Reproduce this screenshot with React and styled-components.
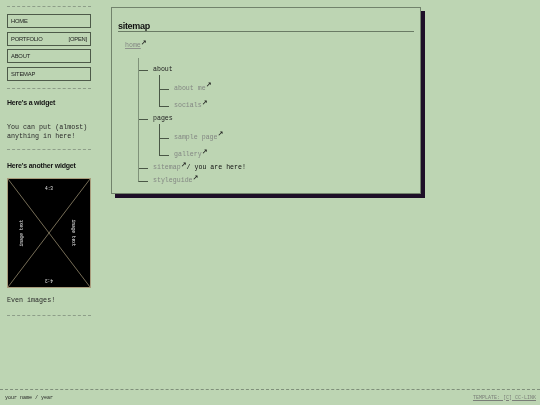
import React from "react";
import styled, { createGlobalStyle } from "styled-components";

const Global = createGlobalStyle`
  html, body { margin: 0; padding: 0; }
  body {
    background: #bdd5b3;
    color: #222;
    font-family: "Liberation Mono", "DejaVu Sans Mono", monospace;
    -webkit-font-smoothing: antialiased;
  }
  * { box-sizing: border-box; }
`;

const Page = styled.div`
  min-height: 100vh;
  display: flex;
  flex-direction: column;
  will-change: transform;
`;

const Layout = styled.div`
  flex: 1;
  display: flex;
  align-items: flex-start;
  gap: 20px;
  padding: 6px 0 0 7px;
`;

const Sidebar = styled.aside`
  width: 84px;
  display: flex;
  flex-direction: column;
`;

const Divider = styled.hr`
  margin: ${(p) => p.$m || "0"};
  border: 0;
  border-top: 1px dashed #8d9d88;
  height: 0;
`;

const Nav = styled.nav`
  display: flex;
  flex-direction: column;
  gap: 3.5px;
  margin: 7px 0 7.5px;
`;

const NavButton = styled.a`
  height: 14px;
  display: flex;
  align-items: center;
  justify-content: space-between;
  padding: 0 3px;
  border: 1px solid #4d5a49;
  font-family: "Liberation Sans", Arial, sans-serif;
  font-size: 5.8px;
  letter-spacing: -0.2px;
  text-transform: uppercase;
  color: #1e1e1e;
  text-decoration: none;
`;

const WidgetTitle = styled.h2`
  margin: ${(p) => p.$m || "0"};
  font-family: "Liberation Sans", Arial, sans-serif;
  font-weight: bold;
  font-size: 7px;
  letter-spacing: -0.2px;
  line-height: 10px;
  color: #151515;
`;

const WidgetText = styled.p`
  margin: ${(p) => p.$m || "0"};
  font-size: 6.7px;
  line-height: 9px;
  color: #2a2a2a;
`;

const Figure = styled.div`
  margin-top: 7px;
  width: 84px;
  height: 110px;
  svg { display: block; }
`;

const Main = styled.main`
  margin-top: 1px;
  width: 310px;
  border: 1px solid #72836c;
  box-shadow: 4px 4px 0 #1e0f28;
  padding: 13px 6px 7px 6px;
`;

const Title = styled.h1`
  margin: 0;
  font-family: "Liberation Sans", Arial, sans-serif;
  font-weight: 600;
  font-size: 9px;
  letter-spacing: -0.3px;
  line-height: 10px;
  color: #111;
  border-bottom: 1px solid #6a7b65;
`;

const HomeRow = styled.div`
  margin-top: 9px;
  padding-left: 7px;
  line-height: 10px;
  font-size: 6.6px;
`;

const Link = styled.a`
  color: #838783;
  text-decoration: ${(p) => (p.$underline ? "underline" : "none")};
  text-decoration-color: #8e928c;
`;

const Ext = styled.span`
  font-family: "DejaVu Sans", sans-serif;
  font-weight: bold;
  font-size: 7px;
  color: #1a1a1a;
  position: relative;
  top: -2.5px;
  line-height: 0;
`;

const TreeList = styled.ul`
  list-style: none;
  margin: ${(p) => p.$margin};
  padding: ${(p) => p.$lead}px 0 0 0;

  & > li {
    position: relative;
    padding: ${(p) => p.$step}px 0 0 15px;
    line-height: 10px;
    font-size: 6.6px;
  }
  & > li::before {
    content: "";
    position: absolute;
    left: 0;
    top: 0;
    width: 9px;
    height: ${(p) => p.$step + 5}px;
    border-left: ${(p) => p.$w}px solid ${(p) => p.$line};
    border-bottom: 1px solid #4a5746;
  }
  & > li:first-child::before {
    top: -${(p) => p.$lead}px;
    height: ${(p) => p.$step + 5 + p.$lead}px;
  }
  & > li:not(:last-child)::after {
    content: "";
    position: absolute;
    left: 0;
    top: ${(p) => p.$step + 5}px;
    bottom: 0;
    border-left: ${(p) => p.$w}px solid ${(p) => p.$line};
  }
`;

const Plain = styled.span`
  color: #1e1e1e;
`;

const Here = styled.span`
  color: #111;
  font-weight: 500;
`;

const Footer = styled.footer`
  height: 16px;
  border-top: 1px dashed #7f8f7a;
  display: flex;
  align-items: center;
  justify-content: space-between;
  padding: 0 4px 0 5px;
  font-size: 5px;
  color: #222;
`;

const FooterLink = styled.a`
  color: #7a7e78;
  text-decoration: underline;
  text-transform: uppercase;
`;

const Placeholder = () => (
  <svg width="84" height="110" viewBox="0 0 84 110">
    <rect x="0.5" y="0.5" width="83" height="109" fill="#000" stroke="#a89b7b" />
    <line x1="1" y1="1" x2="83" y2="109" stroke="#a89b7b" strokeWidth="0.7" />
    <line x1="83" y1="1" x2="1" y2="109" stroke="#a89b7b" strokeWidth="0.7" />
    <g fill="#e6e6e6" fontFamily="Liberation Mono, monospace" fontSize="4.5" textAnchor="middle">
      <text x="42" y="12">4:3</text>
      <text x="42" y="100" transform="rotate(180 42 100.5)">4:3</text>
      <text x="0" y="0" transform="translate(15.5 55) rotate(-90)">image text</text>
      <text x="0" y="0" transform="translate(64.5 55) rotate(90)">image text</text>
    </g>
  </svg>
);

const Item = ({ href, children, underline }) => (
  <>
    <Link href={href} $underline={underline}>{children}</Link>
    <Ext>↗</Ext>
  </>
);

const TOP = { $lead: 4, $step: 3, $margin: "7px 0 0 20px", $line: "#7f9279", $w: 1.5 };
const SUB = { $lead: 1, $step: 7.5, $margin: "0 0 0 6px", $line: "#4a5746", $w: 1 };

export default function App() {
  return (
    <Page>
      <Global />
      <Layout>
        <Sidebar>
          <Divider />
          <Nav>
            <NavButton href="#">Home</NavButton>
            <NavButton href="#">
              <span>Portfolio</span>
              <span>[open]</span>
            </NavButton>
            <NavButton href="#">About</NavButton>
            <NavButton href="#">Sitemap</NavButton>
          </Nav>
          <Divider />
          <WidgetTitle $m="9px 0 0">Here's a widget</WidgetTitle>
          <WidgetText $m="14.5px 0 0">
            You can put (almost)
            <br />
            anything in here!
          </WidgetText>
          <Divider $m="8.5px 0 0" />
          <WidgetTitle $m="10.5px 0 0">Here's another widget</WidgetTitle>
          <Figure>
            <Placeholder />
          </Figure>
          <WidgetText $m="8.5px 0 0">Even images!</WidgetText>
          <Divider $m="9.5px 0 0" />
        </Sidebar>

        <Main>
          <Title>sitemap</Title>
          <HomeRow>
            <Item href="#" underline>home</Item>
          </HomeRow>
          <TreeList {...TOP}>
            <li>
              <Plain>about</Plain>
              <TreeList {...SUB}>
                <li><Item href="#">about me</Item></li>
                <li><Item href="#">socials</Item></li>
              </TreeList>
            </li>
            <li>
              <Plain>pages</Plain>
              <TreeList {...SUB}>
                <li><Item href="#">sample page</Item></li>
                <li><Item href="#">gallery</Item></li>
              </TreeList>
            </li>
            <li>
              <Item href="#">sitemap</Item>
              <Here>/ you are here!</Here>
            </li>
            <li><Item href="#">styleguide</Item></li>
          </TreeList>
        </Main>
      </Layout>
      <Footer>
        <span>your name / year</span>
        <FooterLink href="#">template: [c] cc-link</FooterLink>
      </Footer>
    </Page>
  );
}
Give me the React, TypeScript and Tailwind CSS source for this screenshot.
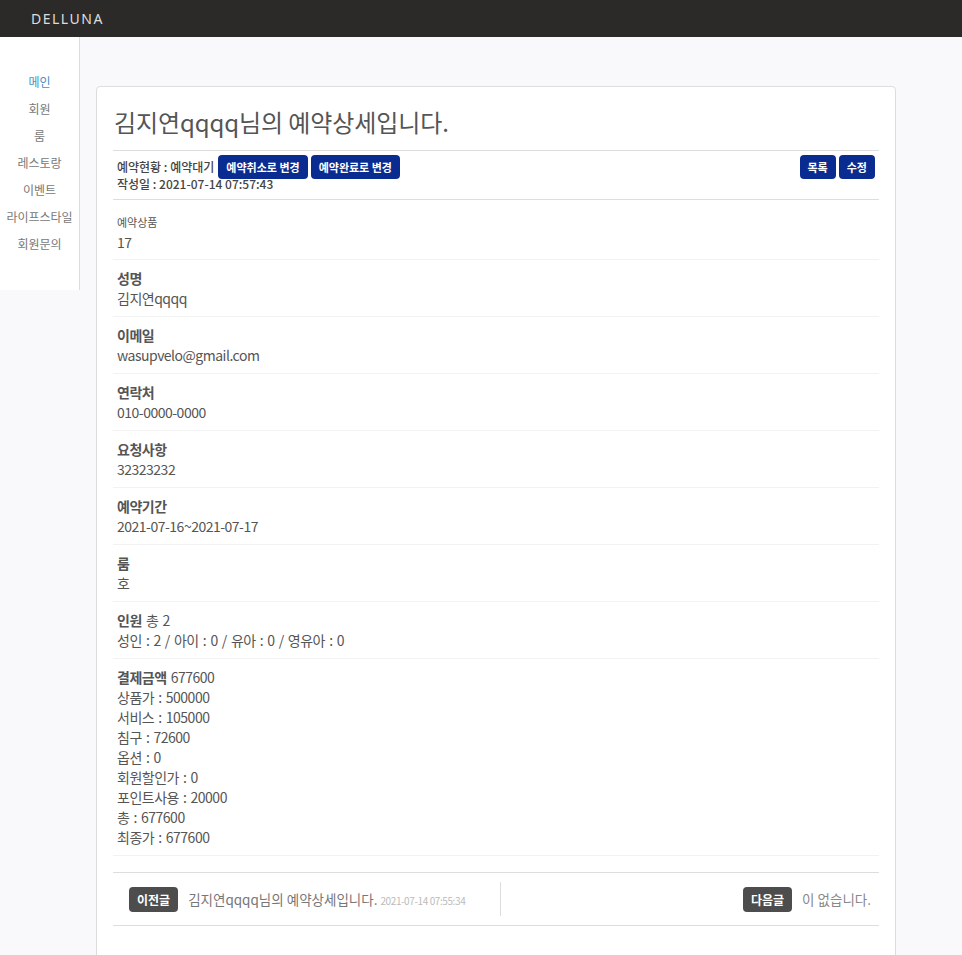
import type { ReactNode } from "react";

const menu = ["메인", "회원", "룸", "레스토랑", "이벤트", "라이프스타일", "회원문의"];

const fields: { label: string; value: ReactNode; small?: boolean }[] = [
  { label: "예약상품", value: "17", small: true },
  { label: "성명", value: "김지연qqqq" },
  { label: "이메일", value: "wasupvelo@gmail.com" },
  { label: "연락처", value: "010-0000-0000" },
  { label: "요청사항", value: "32323232" },
  { label: "예약기간", value: "2021-07-16~2021-07-17" },
  { label: "룸", value: "호" },
];

const payment = [
  "상품가 : 500000",
  "서비스 : 105000",
  "침구 : 72600",
  "옵션 : 0",
  "회원할인가 : 0",
  "포인트사용 : 20000",
  "총 : 677600",
  "최종가 : 677600",
];

function Btn({ children }: { children: ReactNode }) {
  return (
    <button className="h-6 rounded-[4px] bg-[#0a2c91] px-2 text-[11px] font-bold leading-6 text-white">
      {children}
    </button>
  );
}

function Badge({ children }: { children: ReactNode }) {
  return (
    <span className="inline-block h-[25px] rounded-[4px] bg-[#4d4d4d] px-2 text-[12px] font-bold leading-[25px] text-white">
      {children}
    </span>
  );
}

export default function App() {
  return (
    <div
      className="min-h-screen bg-[#f9f9fb] text-[#555]"
      style={{ fontFamily: '"Noto Sans CJK KR", "Noto Sans", sans-serif' }}
    >
      <header className="flex h-[37px] items-center bg-[#2b2a28] pl-[31px]">
        <span
          className="text-[14px] tracking-[1.5px] text-[#ddd]"
          style={{ fontFamily: '"Noto Sans", sans-serif' }}
        >
          DELLUNA
        </span>
      </header>

      <div className="flex">
        <nav className="w-[80px] shrink-0 self-start border-r border-[#ddd] bg-white pb-[33px] pt-[31px]">
          {menu.map((m, i) => (
            <div
              key={m}
              className={`text-center text-[12px] leading-[27px] ${i === 0 ? "text-[#4a8fc4]" : "text-[#777]"}`}
            >
              {m}
            </div>
          ))}
        </nav>

        <main className="flex-1 pl-4 pt-[49px]">
          <section className="w-[800px] rounded-[4px] border border-[#ddd] bg-white px-4 pb-10">
            <h1 className="mb-[13px] mt-5 pl-[1px] text-[24px] leading-[30px] tracking-[-0.1px] text-[#555]">
              김지연qqqq님의 예약상세입니다.
            </h1>

            <div className="border-y border-[#ddd] px-1 pb-[7px] pt-[4px]">
              <div className="flex h-6 items-center justify-between">
                <div className="flex items-center gap-[3px] text-[12px] font-medium text-[#444]">
                  <span className="mr-[1px]">예약현황 : 예약대기</span>
                  <Btn>예약취소로 변경</Btn>
                  <Btn>예약완료로 변경</Btn>
                </div>
                <div className="flex gap-[3px]">
                  <Btn>목록</Btn>
                  <Btn>수정</Btn>
                </div>
              </div>
              <div className="-mt-[3px] text-[12px] font-medium leading-4 text-[#444]">
                작성일 : 2021-07-14 07:57:43
              </div>
            </div>

            <div className="tracking-[-0.5px] [word-spacing:1.5px]">
              {fields.map((f, i) => (
                <div
                  key={f.label}
                  className={`border-b border-[#f2f2f2] px-1 text-[14px] leading-5 ${i === 0 ? "pb-[7px] pt-[14px]" : "pb-[8px] pt-[8px]"}`}
                >
                  <div className={f.small ? "text-[11px] leading-4 tracking-normal text-[#555]" : "font-bold text-[#555]"}>
                    {f.label}
                  </div>
                  <div className={i === 0 ? "mt-[2px]" : ""}>{f.value}</div>
                </div>
              ))}

              <div className="border-b border-[#f2f2f2] px-1 pb-[8px] pt-[8px] text-[14px] leading-5">
                <div>
                  <b>인원</b> 총 2
                </div>
                <div>성인 : 2 / 아이 : 0 / 유아 : 0 / 영유아 : 0</div>
              </div>

              <div className="border-b border-[#f2f2f2] px-1 pb-[8px] pt-[8px] text-[14px] leading-5">
                <div>
                  <b>결제금액</b> 677600
                </div>
                {payment.map((p) => (
                  <div key={p}>{p}</div>
                ))}
              </div>
            </div>

            <div className="mt-4 flex border-y border-[#ddd] py-[9px]">
              <div className="flex h-[34px] flex-1 items-center gap-[10px] border-r border-[#ddd] pl-4">
                <Badge>이전글</Badge>
                <span className="text-[13.5px] text-[#777]">
                  김지연qqqq님의 예약상세입니다.{" "}
                  <span className="text-[10px] tracking-[-0.4px] text-[#bbb]">2021-07-14 07:55:34</span>
                </span>
              </div>
              <div className="flex h-[34px] flex-1 items-center justify-end gap-[10px] pr-2">
                <Badge>다음글</Badge>
                <span className="text-[13.5px] text-[#888]">이 없습니다.</span>
              </div>
            </div>
          </section>
        </main>
      </div>
    </div>
  );
}
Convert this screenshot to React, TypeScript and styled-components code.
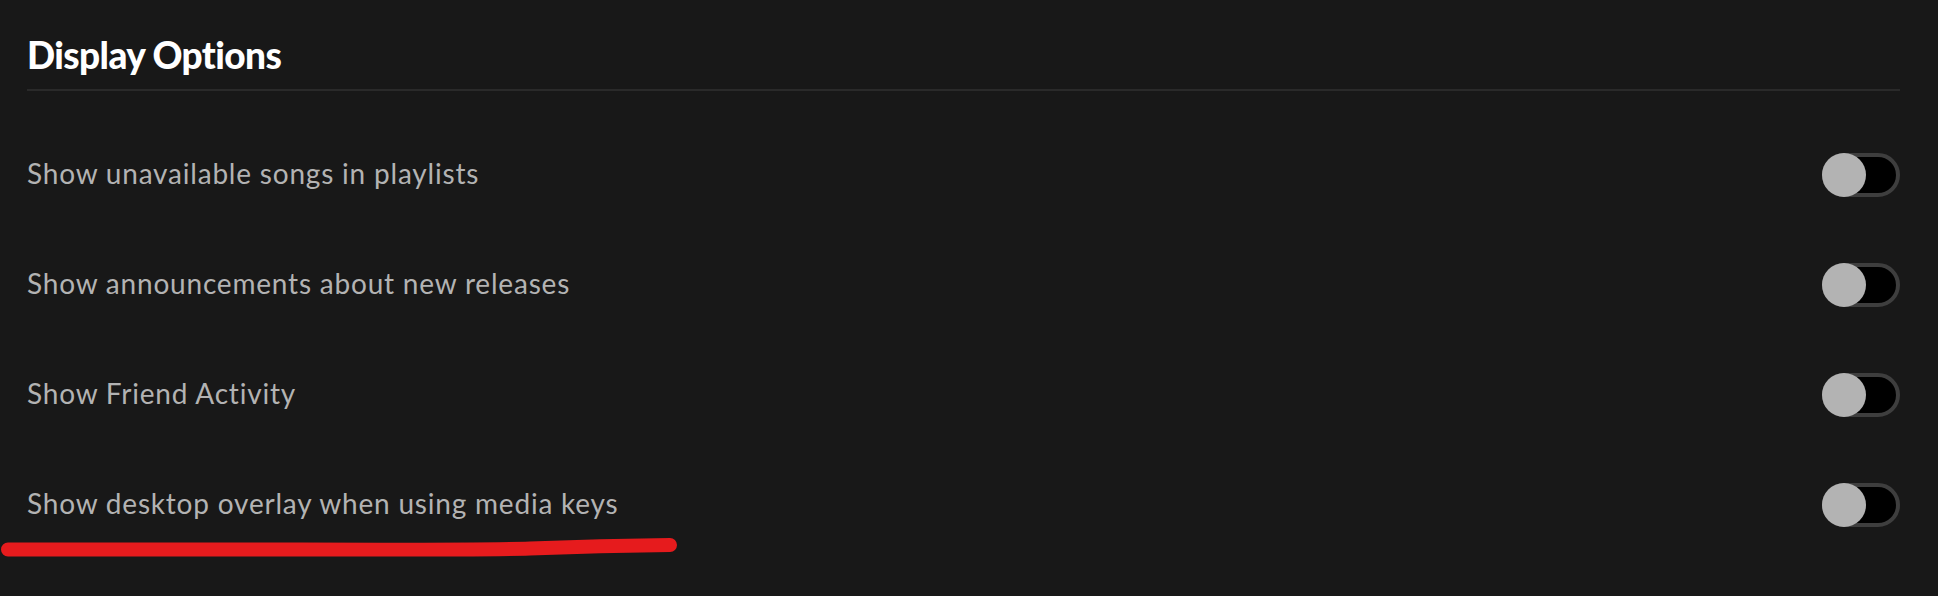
import React, {FC} from 'react';
import styled, {createGlobalStyle} from 'styled-components';

const settings = [
  'Show unavailable songs in playlists',
  'Show announcements about new releases',
  'Show Friend Activity',
  'Show desktop overlay when using media keys',
];

export default function App() {
  return (
    <>
      <GlobalStyle />
      <Page>
        <Title>Display Options</Title>
        <Divider />
        <List>
          {settings.map(label => (
            <Row key={label}>
              <Label>{label}</Label>
              <Toggle />
            </Row>
          ))}
        </List>
        <Scribble />
      </Page>
    </>
  );
}

const Toggle: FC = () => (
  <Track role="switch" aria-checked={false}>
    <Knob />
  </Track>
);

// red hand-drawn underline lying over the page
const Scribble: FC = () => (
  <ScribbleSvg width="690" height="24" viewBox="0 0 690 24">
    <path
      d="M8 12.5 L300 12.5 Q480 13 530 11.5 Q600 8.5 670 8"
      fill="none"
      stroke="#e61b1d"
      strokeWidth="14"
      strokeLinecap="round"
    />
  </ScribbleSvg>
);

const GlobalStyle = createGlobalStyle`
  html, body {
    margin: 0;
    background: #181818;
  }
  body {
    font-family: Lato, "Noto Sans", sans-serif;
  }
`;

const Page = styled.div`
  position: relative;
  height: 596px;
  padding: 33px 38px 0 27px;
  box-sizing: border-box;
`;

const Title = styled.h2`
  margin: 0;
  font-size: 37px;
  line-height: 1.2;
  font-weight: 900;
  letter-spacing: -0.6px;
  color: #fff;
`;

const Divider = styled.div`
  height: 2px;
  margin-top: 12px;
  background: #2a2a2a;
`;

const List = styled.div`
  display: flex;
  flex-direction: column;
  padding-top: 29px;
`;

const Row = styled.div`
  display: flex;
  align-items: center;
  justify-content: space-between;
  height: 110px;
`;

const Label = styled.span`
  font-size: 28px;
  line-height: 1.2;
  letter-spacing: 0.8px;
  color: #b3b3b3;
  padding-bottom: 3px;
`;

const Track = styled.div`
  display: flex;
  align-items: center;
  width: 78px;
  height: 44px;
  box-sizing: border-box;
  border: 4px solid #3e3e3e;
  border-radius: 22px;
  background: #000;
`;

const Knob = styled.div`
  flex: none;
  width: 44px;
  height: 44px;
  margin-left: -4px;
  border-radius: 50%;
  background: #b3b3b3;
`;

const ScribbleSvg = styled.svg`
  position: absolute;
  left: 0;
  top: 537px;
`;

════════════════

Goal => Search the entries for "screenshot" and copy out each line that has it.

Task solution =>
Reproduce this screenshot with React and styled-components.
Give me the React, TypeScript and Tailwind CSS source for this screenshot.
Convert this screenshot to React, TypeScript and styled-components code.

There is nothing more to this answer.